• GIVEN EXERCISE: Repeat every line exactly, keeping the pictures out of the copy.
==================================================
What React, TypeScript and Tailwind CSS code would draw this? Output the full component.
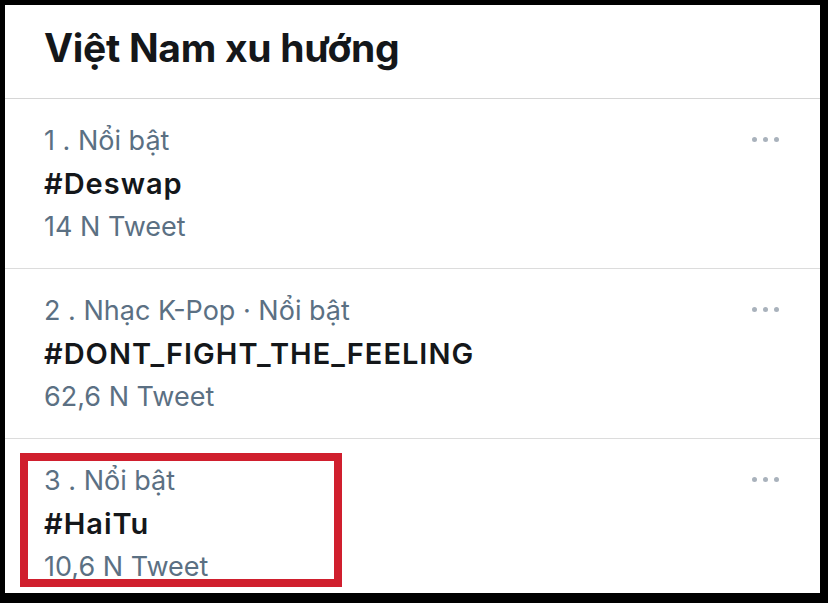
interface Trend {
	rank: number;
	context: string;
	tag: string;
	count: string;
}

const trends: Trend[] = [
	{ rank: 1, context: "Nổi bật", tag: "#Deswap", count: "14 N Tweet" },
	{ rank: 2, context: "Nhạc K-Pop · Nổi bật", tag: "#DONT_FIGHT_THE_FEELING", count: "62,6 N Tweet" },
	{ rank: 3, context: "Nổi bật", tag: "#HaiTu", count: "10,6 N Tweet" },
];

function Dots() {
	return (
		<div className="mt-[18px] flex gap-[6px]">
			<span className="block w-[5px] h-[5px] rounded-full bg-[#a9b2bc]" />
			<span className="block w-[5px] h-[5px] rounded-full bg-[#a9b2bc]" />
			<span className="block w-[5px] h-[5px] rounded-full bg-[#a9b2bc]" />
		</div>
	);
}

export default function App() {
	return (
		<div
			className="w-[828px] h-[603px] bg-black pt-[5px] pl-[5px] pr-[8px] pb-[10px] overflow-hidden"
			style={{ fontFamily: "Inter, 'Noto Sans', sans-serif" }}
		>
			<div className="relative h-full bg-white overflow-hidden">
				<div className="h-[94px] pt-[18px] pl-[39px] border-b border-[#d6d6d6]">
					<h1 className="text-[39px] leading-[50px] font-bold text-[#14171a] tracking-[-0.3px]">
						Việt Nam xu hướng
					</h1>
				</div>

				{trends.map((t) => (
					<div
						key={t.rank}
						className="flex justify-between pl-[39px] pr-[41px] pt-[20px] pb-[20px] border-b border-[#dcdcdc]"
					>
						<div className="text-[27px] leading-[43px]">
							<p className="text-[#5b7083]">
								{t.rank} . {t.context}
							</p>
							<p className="text-[29px] font-semibold tracking-[1px] text-[#14171a]">{t.tag}</p>
							<p className="text-[#5b7083]">{t.count}</p>
						</div>
						<Dots />
					</div>
				))}

				{/* highlight around the third trend */}
				<div className="absolute left-[15px] top-[448px] w-[322px] h-[134px] border-[8px] border-[#d01f2e]" />
			</div>
		</div>
	);
}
==================================================
• SOLUTION FOR THIS TASK:
What React, TypeScript and Tailwind CSS code would draw this? Output the full component.
interface Trend {
	rank: number;
	context: string;
	tag: string;
	count: string;
}

const trends: Trend[] = [
	{ rank: 1, context: "Nổi bật", tag: "#Deswap", count: "14 N Tweet" },
	{ rank: 2, context: "Nhạc K-Pop · Nổi bật", tag: "#DONT_FIGHT_THE_FEELING", count: "62,6 N Tweet" },
	{ rank: 3, context: "Nổi bật", tag: "#HaiTu", count: "10,6 N Tweet" },
];

function Dots() {
	return (
		<div className="mt-[18px] flex gap-[6px]">
			<span className="block w-[5px] h-[5px] rounded-full bg-[#a9b2bc]" />
			<span className="block w-[5px] h-[5px] rounded-full bg-[#a9b2bc]" />
			<span className="block w-[5px] h-[5px] rounded-full bg-[#a9b2bc]" />
		</div>
	);
}

export default function App() {
	return (
		<div
			className="w-[828px] h-[603px] bg-black pt-[5px] pl-[5px] pr-[8px] pb-[10px] overflow-hidden"
			style={{ fontFamily: "Inter, 'Noto Sans', sans-serif" }}
		>
			<div className="relative h-full bg-white overflow-hidden">
				<div className="h-[94px] pt-[18px] pl-[39px] border-b border-[#d6d6d6]">
					<h1 className="text-[39px] leading-[50px] font-bold text-[#14171a] tracking-[-0.3px]">
						Việt Nam xu hướng
					</h1>
				</div>

				{trends.map((t) => (
					<div
						key={t.rank}
						className="flex justify-between pl-[39px] pr-[41px] pt-[20px] pb-[20px] border-b border-[#dcdcdc]"
					>
						<div className="text-[27px] leading-[43px]">
							<p className="text-[#5b7083]">
								{t.rank} . {t.context}
							</p>
							<p className="text-[29px] font-semibold tracking-[1px] text-[#14171a]">{t.tag}</p>
							<p className="text-[#5b7083]">{t.count}</p>
						</div>
						<Dots />
					</div>
				))}

				{/* highlight around the third trend */}
				<div className="absolute left-[15px] top-[448px] w-[322px] h-[134px] border-[8px] border-[#d01f2e]" />
			</div>
		</div>
	);
}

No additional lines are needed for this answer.